[Collected data entries]
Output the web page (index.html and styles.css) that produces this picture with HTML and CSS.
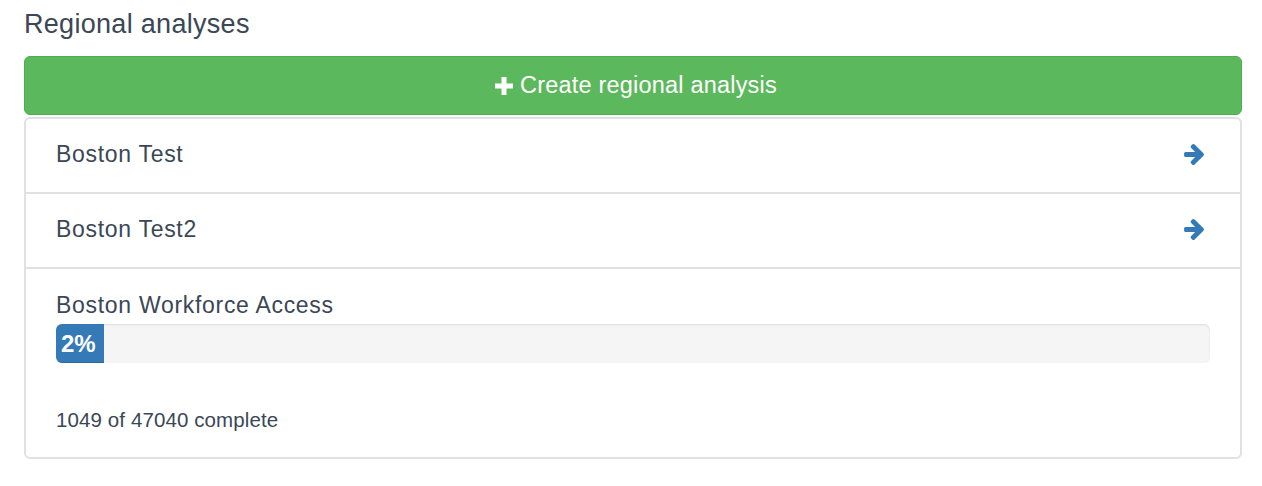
FILE: index.html
```html
<!DOCTYPE html>
<html>
<head>
<meta charset="utf-8">
<link rel="stylesheet" href="styles.css">
</head>
<body>
<div class="page">
  <h2 class="title">Regional analyses</h2>
  <button class="btn-create">
    <svg class="plus" width="18" height="18" viewBox="0 0 18 18"><rect x="6.5" y="0" width="5" height="18" fill="#fff"/><rect x="0" y="6.5" width="18" height="5" fill="#fff"/></svg>
    <span>Create regional analysis</span>
  </button>
  <div class="list">
    <div class="row">
      <span class="name">Boston Test</span>
      <svg class="arrow" width="20" height="21" viewBox="0 53 1472 1558"><path fill="currentColor" d="M1472 832q0 54-37 91l-651 651q-39 37-91 37-51 0-90-37l-75-75q-38-38-38-91t38-91l293-293h-704q-52 0-84.5-37.5t-32.5-90.5v-128q0-53 32.5-90.5t84.5-37.5h704l-293-294q-38-36-38-90t38-90l75-75q38-38 90-38 53 0 91 38l651 651q37 35 37 90z"/></svg>
    </div>
    <div class="row">
      <span class="name">Boston Test2</span>
      <svg class="arrow" width="20" height="21" viewBox="0 53 1472 1558"><path fill="currentColor" d="M1472 832q0 54-37 91l-651 651q-39 37-91 37-51 0-90-37l-75-75q-38-38-38-91t38-91l293-293h-704q-52 0-84.5-37.5t-32.5-90.5v-128q0-53 32.5-90.5t84.5-37.5h704l-293-294q-38-36-38-90t38-90l75-75q38-38 90-38 53 0 91 38l651 651q37 35 37 90z"/></svg>
    </div>
    <div class="row-progress">
      <div class="name">Boston Workforce Access</div>
      <div class="progress"><div class="bar">2%</div></div>
      <div class="status">1049 of 47040 complete</div>
    </div>
  </div>
</div>
</body>
</html>
```
FILE: styles.css
```css
* { box-sizing: border-box; }
body {
  margin: 0;
  background: #fff;
  font-family: "Liberation Sans", Arial, sans-serif;
  color: #3b4756;
}
.page {
  padding: 9px 20px 0 24px;
}
.title {
  margin: 0 0 17px 0;
  font-size: 27px;
  line-height: 30px;
  font-weight: normal;
  letter-spacing: 0.3px;
}
.btn-create {
  display: flex;
  align-items: center;
  justify-content: center;
  gap: 7px;
  width: 100%;
  height: 59px;
  margin: 0;
  padding: 0 0 0 6px;
  background: #5cb85c;
  border: 1px solid #4cae4c;
  border-radius: 6px;
  color: #fff;
  font-family: "Liberation Sans", Arial, sans-serif;
  font-size: 23.5px;
  line-height: 1;
  letter-spacing: 0.2px;
}
.plus { display: block; }
.list {
  margin-top: 2px;
  border: 2px solid #e1e1e1;
  border-radius: 6px;
}
.row {
  display: flex;
  align-items: center;
  justify-content: space-between;
  height: 75px;
  padding: 0 36px 2px 30px;
  border-bottom: 2px solid #e1e1e1;
  font-size: 23px;
  letter-spacing: 0.7px;
}
.arrow {
  display: block;
  color: #337ab7;
}
.row-progress {
  padding: 23px 30px 25px 30px;
}
.row-progress .name {
  font-size: 23px;
  line-height: 26px;
  letter-spacing: 0.7px;
}
.progress {
  margin-top: 6px;
  height: 39px;
  background: #f5f5f5;
  border-radius: 6px;
  box-shadow: inset 0 1px 2px rgba(0,0,0,0.1);
  overflow: hidden;
}
.bar {
  width: 48px;
  height: 100%;
  background: #337ab7;
  color: #fff;
  font-weight: bold;
  font-size: 24px;
  line-height: 39px;
  padding-left: 5px;
  box-shadow: inset 0 -1px 0 rgba(0,0,0,0.15);
}
.status {
  margin-top: 45px;
  font-size: 20.5px;
  line-height: 24px;
  letter-spacing: 0.1px;
}
```
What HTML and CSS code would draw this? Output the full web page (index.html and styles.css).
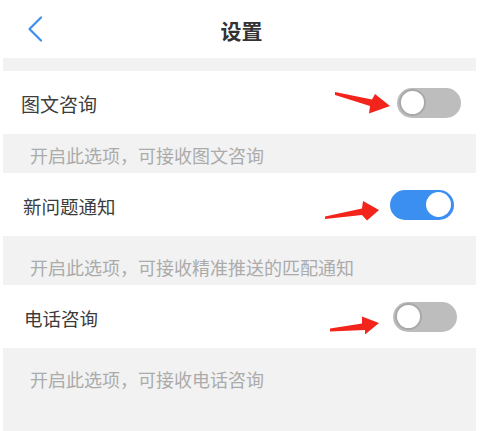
FILE: index.html
```html
<!DOCTYPE html>
<html lang="zh-CN">
<head>
<meta charset="utf-8">
<title>设置</title>
<link rel="stylesheet" href="styles.css">
</head>
<body>
<div class="page">
  <header class="header">
    <div class="header-left">
      <svg class="back" width="16" height="26" viewBox="0 0 16 26"><polyline points="14,1.5 2.5,13 14,24.5" fill="none" stroke="#3d8fe8" stroke-width="2.2" stroke-linecap="round" stroke-linejoin="round"/></svg>
    </div>
    <h1 class="title">设置</h1>
    <div class="header-right"></div>
  </header>

  <section class="group group-first">
    <div class="row row-1">
      <span class="label">图文咨询</span>
      <span class="switch"><span class="knob"></span></span>
      <svg class="arrow arrow-1" width="60" height="28" viewBox="0 0 60 28"><polygon points="2,4 39,11.5 42,6 57,18 36,25.5 37,18 2,7" fill="#f3241c"/></svg>
    </div>
    <p class="desc desc-1">开启此选项，可接收图文咨询</p>
  </section>

  <section class="group">
    <div class="row row-2">
      <span class="label">新问题通知</span>
      <span class="switch on"><span class="knob"></span></span>
      <svg class="arrow arrow-2" width="60" height="26" viewBox="0 0 60 26"><polygon points="2,17.5 39,9.5 40,2 56,11 44,21.5 39,16 2,20" fill="#f3241c"/></svg>
    </div>
    <p class="desc desc-2">开启此选项，可接收精准推送的匹配通知</p>
  </section>

  <section class="group">
    <div class="row row-3">
      <span class="label">电话咨询</span>
      <span class="switch"><span class="knob"></span></span>
      <svg class="arrow arrow-3" width="56" height="24" viewBox="0 0 56 24"><polygon points="2,14.5 34,9.5 34,2.5 51,9 37,20.5 37,16 2,17.5" fill="#f3241c"/></svg>
    </div>
    <p class="desc desc-3">开启此选项，可接收电话咨询</p>
  </section>
</div>
</body>
</html>
```
FILE: styles.css
```css
* { box-sizing: border-box; }
html, body { margin: 0; padding: 0; background: #ffffff; }
body {
  font-family: "Noto Sans CJK SC", "Noto Sans", sans-serif;
  width: 480px;
  height: 431px;
  overflow: hidden;
}
.page {
  margin: 0 4px 0 3px;
  height: 431px;
  background: #f2f2f2;
}
.header {
  height: 58px;
  background: #ffffff;
  display: grid;
  grid-template-columns: 1fr auto 1fr;
  align-items: center;
}
.header-left {
  padding-left: 24px;
  display: flex;
  align-items: center;
}
.back { display: block; }
.title {
  margin: 0;
  font-size: 21px;
  font-weight: 600;
  color: #333333;
  line-height: 28px;
  padding-left: 4px;
  padding-top: 2px;
}
.group-first { margin-top: 13px; }
.row {
  position: relative;
  height: 63px;
  background: #ffffff;
  display: flex;
  align-items: center;
  justify-content: space-between;
  padding-left: 18px;
}
.row-1 { padding-right: 15px; }
.row-2 { padding-right: 22px; padding-left: 20px; }
.row-3 { padding-right: 19px; padding-left: 21px; }
.label {
  font-size: 19px;
  color: #3c3c3c;
  line-height: 26px;
  padding-top: 3px;
}
.row-2 .label, .row-3 .label { font-size: 18.5px; }
.switch {
  position: relative;
  width: 64px;
  height: 30px;
  border-radius: 15px;
  background: #bdbdbd;
  display: flex;
  align-items: center;
  padding: 0 2px;
}
.switch .knob {
  width: 27px;
  height: 27px;
  border-radius: 50%;
  background: #ffffff;
  border: 2px solid #a9a9a9;
}
.switch.on {
  background: #3a8ff0;
  justify-content: flex-end;
  padding: 0 3px;
}
.switch.on .knob {
  width: 25px;
  height: 25px;
  border: none;
}
.arrow { position: absolute; display: block; }
.arrow-1 { left: 330px; top: 17px; }
.arrow-2 { left: 320px; top: 26px; }
.arrow-3 { left: 325px; top: 29px; }
.desc {
  margin: 0;
  font-size: 18px;
  color: #ababab;
  line-height: 24px;
  padding-left: 27px;
}
.desc-1 { height: 39px; padding-top: 9px; }
.desc-2 { height: 49px; padding-top: 19px; }
.desc-3 { padding-top: 19px; }
```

PROBLEM REQUIREMENTS. Go through the listing above and return every line where the word "Output" occurs.

TASK RESPONSE.
Output the web page (index.html and styles.css) that produces this picture with HTML and CSS.
What HTML and CSS code would draw this? Output the full web page (index.html and styles.css).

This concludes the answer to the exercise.